Metidos en un mundo de inmediateces pragmáticas ¿cómo pensar en idealismos? Pareciera que todo eso que se pensaba no hace más de treinta años fue un simple espejismo. En esos tiempos algunos depositaban sus mejores esperanzas en un mundo socialista, otros en una democracia con amplia participación, algunos en un capitalismo con rostro humano que distribuyera equitativamente la renta que iba en aumento, pero casi todos estaban convencidos que caminábamos hacia un futuro mejor.
Una personalidad intelectual como Eric Hobsbawm escribió en uno de sus libros esta reflexión: el más pesimista de los hombres de fines de los años sesenta, que fuera preguntado sobre el peor de los horizontes posibles para el año dos mil, hubiera descrito un futuro paradisíaco comparado al mundo con que nos encontramos al llegar al fin del siglo. Esto habla de la imposibilidad de pensar en aquella época de que podía pasar en el mundo todo lo que pasó. No quiere decir esto que “todo pasado fue mejor”, de ningún modo, sólo pretendo colocarme en una perspectiva que nos permita pensar en qué es lo que pasó y por qué pasó.
Si bien la década de los sesenta tenía razones para estar esperanzada no faltaban hechos que mostraran negros nubarrones sobre el cielo de aquellos tiempos. A pesar de ello, imperaba un espíritu esperanzado cuando se elevaba la mirada hacia el largo plazo. Parecía que, de un modo u otro, el futuro sería mejor. ¿Dónde quedó?
Pero si volvemos la mirada a los años treinta, el profeta de los cafetines, que siempre nos acompaña en el pensamiento, le hacía decir a la mina ya cansada de idealismos: “No puedo más pasarla sin comida, ni oírte así, decir tanta pavada…”. La crisis de 1929 hacía sentir todo su rigor y el ideario de socialistas y anarquistas predicaba la cercanía de la revolución. Por eso, ella harta de todo esa perorata le reprochaba: “¿No te das cuenta que sos un engrupido? ¿Te creés que al mundo lo vas a arreglar vos?”. Y no le faltaban razones a la mina, desde su realismo cotidiano qué podía significar tanto idealismo delirante. Entonces, para que el fulano ponga los pies sobre la tierra, le dice: “Lo que hace falta es empacar mucha moneda, vender el alma, rifar el corazón”. Duras palabras que reflejan la verdad inmediata de las exigencias del mercado, frente a la ensoñación del Sermón de la Montaña.

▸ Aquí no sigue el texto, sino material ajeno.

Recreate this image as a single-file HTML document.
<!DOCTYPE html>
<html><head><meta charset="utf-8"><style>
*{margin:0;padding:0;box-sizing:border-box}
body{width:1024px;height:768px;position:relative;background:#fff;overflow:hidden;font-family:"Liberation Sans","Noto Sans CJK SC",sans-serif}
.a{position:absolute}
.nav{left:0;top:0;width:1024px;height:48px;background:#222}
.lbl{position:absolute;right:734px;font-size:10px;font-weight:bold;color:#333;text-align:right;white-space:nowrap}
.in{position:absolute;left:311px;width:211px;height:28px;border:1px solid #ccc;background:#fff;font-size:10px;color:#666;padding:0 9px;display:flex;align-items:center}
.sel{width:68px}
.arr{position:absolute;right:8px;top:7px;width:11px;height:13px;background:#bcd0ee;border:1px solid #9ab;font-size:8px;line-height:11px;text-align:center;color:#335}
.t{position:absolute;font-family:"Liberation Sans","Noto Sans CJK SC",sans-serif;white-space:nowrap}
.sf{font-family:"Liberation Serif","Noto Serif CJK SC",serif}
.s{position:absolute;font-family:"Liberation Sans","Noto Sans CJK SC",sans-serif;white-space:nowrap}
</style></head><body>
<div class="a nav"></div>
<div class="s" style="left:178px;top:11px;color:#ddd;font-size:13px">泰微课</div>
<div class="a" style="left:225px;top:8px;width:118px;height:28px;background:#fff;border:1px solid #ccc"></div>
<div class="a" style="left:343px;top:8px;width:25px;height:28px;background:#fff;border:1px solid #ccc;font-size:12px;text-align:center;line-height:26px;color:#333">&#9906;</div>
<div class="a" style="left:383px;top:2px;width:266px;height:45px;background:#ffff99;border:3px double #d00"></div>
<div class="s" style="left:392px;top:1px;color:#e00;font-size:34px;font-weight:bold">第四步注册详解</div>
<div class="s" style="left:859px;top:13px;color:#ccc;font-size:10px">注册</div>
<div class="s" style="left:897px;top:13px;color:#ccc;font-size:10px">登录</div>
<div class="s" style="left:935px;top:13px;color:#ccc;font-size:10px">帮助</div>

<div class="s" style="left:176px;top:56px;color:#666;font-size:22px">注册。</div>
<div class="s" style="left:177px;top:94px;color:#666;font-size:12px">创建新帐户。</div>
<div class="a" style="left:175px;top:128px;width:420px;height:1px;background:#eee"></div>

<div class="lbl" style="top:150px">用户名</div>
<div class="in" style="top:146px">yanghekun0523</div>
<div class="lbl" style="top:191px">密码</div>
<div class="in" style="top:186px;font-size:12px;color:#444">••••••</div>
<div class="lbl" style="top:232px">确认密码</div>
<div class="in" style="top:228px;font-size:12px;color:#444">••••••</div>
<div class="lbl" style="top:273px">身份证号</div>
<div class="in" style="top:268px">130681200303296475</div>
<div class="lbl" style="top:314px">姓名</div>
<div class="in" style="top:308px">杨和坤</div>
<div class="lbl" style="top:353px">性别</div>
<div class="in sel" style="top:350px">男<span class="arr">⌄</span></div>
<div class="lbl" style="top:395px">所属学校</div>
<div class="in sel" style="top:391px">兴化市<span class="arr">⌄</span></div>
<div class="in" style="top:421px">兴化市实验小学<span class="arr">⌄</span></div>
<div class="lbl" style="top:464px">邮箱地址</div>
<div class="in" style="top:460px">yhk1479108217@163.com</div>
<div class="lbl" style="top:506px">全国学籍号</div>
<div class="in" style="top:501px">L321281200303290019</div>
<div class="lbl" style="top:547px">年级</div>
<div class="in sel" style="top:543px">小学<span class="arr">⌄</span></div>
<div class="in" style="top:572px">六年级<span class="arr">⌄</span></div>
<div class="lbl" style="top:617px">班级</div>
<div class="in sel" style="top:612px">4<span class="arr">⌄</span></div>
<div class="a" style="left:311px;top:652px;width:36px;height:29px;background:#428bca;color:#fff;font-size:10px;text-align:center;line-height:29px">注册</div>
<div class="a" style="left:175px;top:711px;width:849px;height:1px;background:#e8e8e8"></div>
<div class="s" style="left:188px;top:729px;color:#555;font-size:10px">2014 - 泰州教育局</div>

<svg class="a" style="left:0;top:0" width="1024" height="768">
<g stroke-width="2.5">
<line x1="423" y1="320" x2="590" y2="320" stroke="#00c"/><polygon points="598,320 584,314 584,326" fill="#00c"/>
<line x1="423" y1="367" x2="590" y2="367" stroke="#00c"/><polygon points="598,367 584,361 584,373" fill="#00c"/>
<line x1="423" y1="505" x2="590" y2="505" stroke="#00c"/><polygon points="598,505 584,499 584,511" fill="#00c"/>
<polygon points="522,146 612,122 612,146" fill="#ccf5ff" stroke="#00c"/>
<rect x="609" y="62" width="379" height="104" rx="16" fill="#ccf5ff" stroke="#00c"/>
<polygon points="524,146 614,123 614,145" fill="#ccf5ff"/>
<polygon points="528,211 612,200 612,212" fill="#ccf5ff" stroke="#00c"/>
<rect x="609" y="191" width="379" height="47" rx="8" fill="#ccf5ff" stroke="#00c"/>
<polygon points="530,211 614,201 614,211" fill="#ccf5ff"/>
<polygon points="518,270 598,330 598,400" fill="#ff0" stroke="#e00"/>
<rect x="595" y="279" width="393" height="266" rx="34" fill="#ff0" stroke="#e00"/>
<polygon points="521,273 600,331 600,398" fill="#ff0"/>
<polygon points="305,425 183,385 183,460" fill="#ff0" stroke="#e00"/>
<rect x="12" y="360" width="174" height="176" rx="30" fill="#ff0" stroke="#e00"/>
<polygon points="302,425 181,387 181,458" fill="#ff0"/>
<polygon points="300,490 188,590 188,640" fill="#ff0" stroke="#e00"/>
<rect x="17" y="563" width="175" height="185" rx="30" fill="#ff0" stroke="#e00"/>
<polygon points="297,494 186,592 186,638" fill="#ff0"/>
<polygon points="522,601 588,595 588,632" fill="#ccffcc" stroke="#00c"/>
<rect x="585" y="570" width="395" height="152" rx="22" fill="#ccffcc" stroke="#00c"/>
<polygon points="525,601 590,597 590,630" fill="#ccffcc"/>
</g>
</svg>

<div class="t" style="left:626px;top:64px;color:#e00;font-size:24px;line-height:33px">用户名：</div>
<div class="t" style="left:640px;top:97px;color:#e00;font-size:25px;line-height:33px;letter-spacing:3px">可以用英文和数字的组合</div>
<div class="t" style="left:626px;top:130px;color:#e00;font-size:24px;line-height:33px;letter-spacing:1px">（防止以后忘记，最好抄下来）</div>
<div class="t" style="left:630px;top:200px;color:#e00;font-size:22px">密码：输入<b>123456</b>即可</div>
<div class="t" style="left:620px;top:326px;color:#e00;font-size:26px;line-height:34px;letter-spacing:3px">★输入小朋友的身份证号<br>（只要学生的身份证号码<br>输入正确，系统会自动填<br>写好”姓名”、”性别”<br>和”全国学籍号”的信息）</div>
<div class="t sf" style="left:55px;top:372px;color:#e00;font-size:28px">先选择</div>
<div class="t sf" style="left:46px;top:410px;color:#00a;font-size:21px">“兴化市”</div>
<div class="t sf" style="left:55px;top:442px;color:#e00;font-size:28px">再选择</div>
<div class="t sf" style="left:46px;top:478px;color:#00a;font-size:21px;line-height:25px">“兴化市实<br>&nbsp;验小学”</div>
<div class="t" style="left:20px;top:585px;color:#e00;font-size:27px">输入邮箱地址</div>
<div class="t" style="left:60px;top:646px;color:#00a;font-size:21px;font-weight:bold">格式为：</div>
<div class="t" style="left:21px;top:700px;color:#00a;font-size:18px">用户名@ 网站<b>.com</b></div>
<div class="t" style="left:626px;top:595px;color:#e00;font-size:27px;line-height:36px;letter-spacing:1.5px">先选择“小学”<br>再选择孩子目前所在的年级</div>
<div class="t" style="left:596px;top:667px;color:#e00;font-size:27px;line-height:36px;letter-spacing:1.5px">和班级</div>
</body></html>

Hoy, a más de setenta años de haber sido escritas esas palabras, pareciera que toda la razón la tenía la mina. Su profecía se fue cumpliendo con todo rigor a partir de la década de los ochenta y se convirtió en religión diez años después. “¡El verdadero amor se ahogó en la sopa, la panza es reina, y el dinero Dios!”. Pero, en ese triunfo en la carrera del amarroque tenemos que aprender que son muchos más los que pierden. Mirando nuestra vida actual debemos coincidir con esa profeta de feria que advertía: “Que la razón la tiene el de más guita, que la honradez la venden al contado y a la moral la dan por moneditas”. Sin embargo, de aquellas locas ilusiones, creo, que todavía quedan brasitas sin apagar.